ETH Zurich and EPFL to release a LLM developed on public infrastructure

Respecting Crawling Opt-Outs & Data Completeness

  • Several comments debate the claim that respecting robots.txt and opt‑outs causes “virtually no performance degradation.”
  • One side argues models that skip blocked content are inherently disadvantaged, especially for specific APIs or niche docs that might be uniquely hosted.
  • Others reply that:
    • Intelligence is more than memorization; models (like humans) can often infer missing details probabilistically.
    • The empirical gap appears small per the linked paper, and architecture, training duration, and fine-tuning may matter more than squeezing out the last scraps of data.
    • Some blocked content is effectively still captured indirectly via mirrors and copies by less-compliant scrapers.

Open Training Data & Legal Constraints

  • Strong enthusiasm for transparent, reproducible training data; this is seen as a major differentiator vs existing “open-weight” models.
  • Clarification: data is “transparent and reproducible,” but likely not fully redistributable due to copyright; expect recipes/URLs rather than a packaged dataset.
  • Practical issues raised: web content mutability, huge size (tens of TB), and legal differences:
    • One commenter claims EU text-and-data-mining exceptions allow training on copyrighted data if opt-outs are respected.
    • Another counters that EU authorities say those exceptions don’t apply to LLM training at scale, and that Swiss law requires licenses. This remains unresolved in the thread.

Architecture, Scale, and Benchmarks

  • Model will be 8B and 70B parameters, Apache 2.0 licensed; many want concrete benchmark tables vs LLaMA, DeepSeek, Teuken, EuroLLM, etc.
  • Someone involved in the project states:
    • It is trained from scratch with their own architecture, not a LLaMA finetune.
    • Main data source is FineWeb2, with compliance, toxicity, and quality filters (FineWeb2-HQ), while still retaining 1800+ language/script pairs.
  • Some worry 70B lags frontier mega‑models (e.g. MoE with hundreds of billions of parameters), others note 70B is a sweet spot for strong capability plus on-premise usability.

Multilingual Modeling

  • Interest in coverage of 24 EU languages and impact of quality filtering on multilingual performance.
  • Tokenization challenges are noted: common approaches are biased toward English subwords, which can hurt other languages.
  • Preliminary cited research suggests quality filtering can partially mitigate the “curse of multilinguality,” but the effect at large scale is still “open.”

Public Infrastructure, Motivation, and Critiques

  • Supporters frame this as:
    • Building sovereign, European, non-US/China, non‑“enshittified” AI infrastructure.
    • A high‑impact use of university supercomputers and a way to train the next generation of large‑scale ML researchers.
  • Critics compare it to designing an internal‑combustion car in the EV era, questioning:
    • What this adds over existing open‑weight models.
    • Whether such large-scale training is a “gross use” of public compute.
  • Proponents respond that:
    • Fully open models with open data, methods, and infrastructure experience are valuable in themselves.
    • Academic projects often have broader goals than short‑term capability: independence, transparency, and education.

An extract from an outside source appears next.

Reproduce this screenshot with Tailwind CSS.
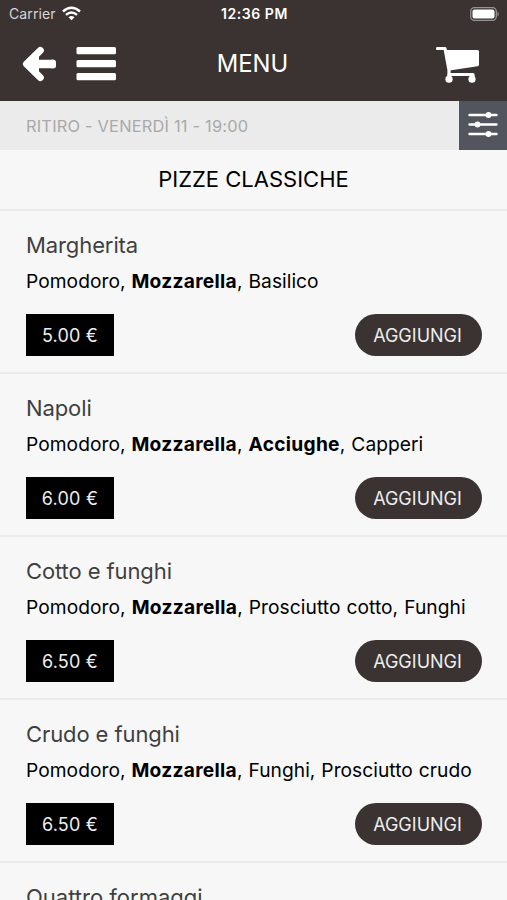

Announcement Timing & Missing Details

  • Some question announcing before release; others note the timing aligns with an open-source LLM summit and likely helps funding and ecosystem building.
  • Open questions in the thread:
    • Exact context length.
    • Detailed benchmark results.
    • How well the model will perform on scientific/math/code tasks and sustainability-related applications.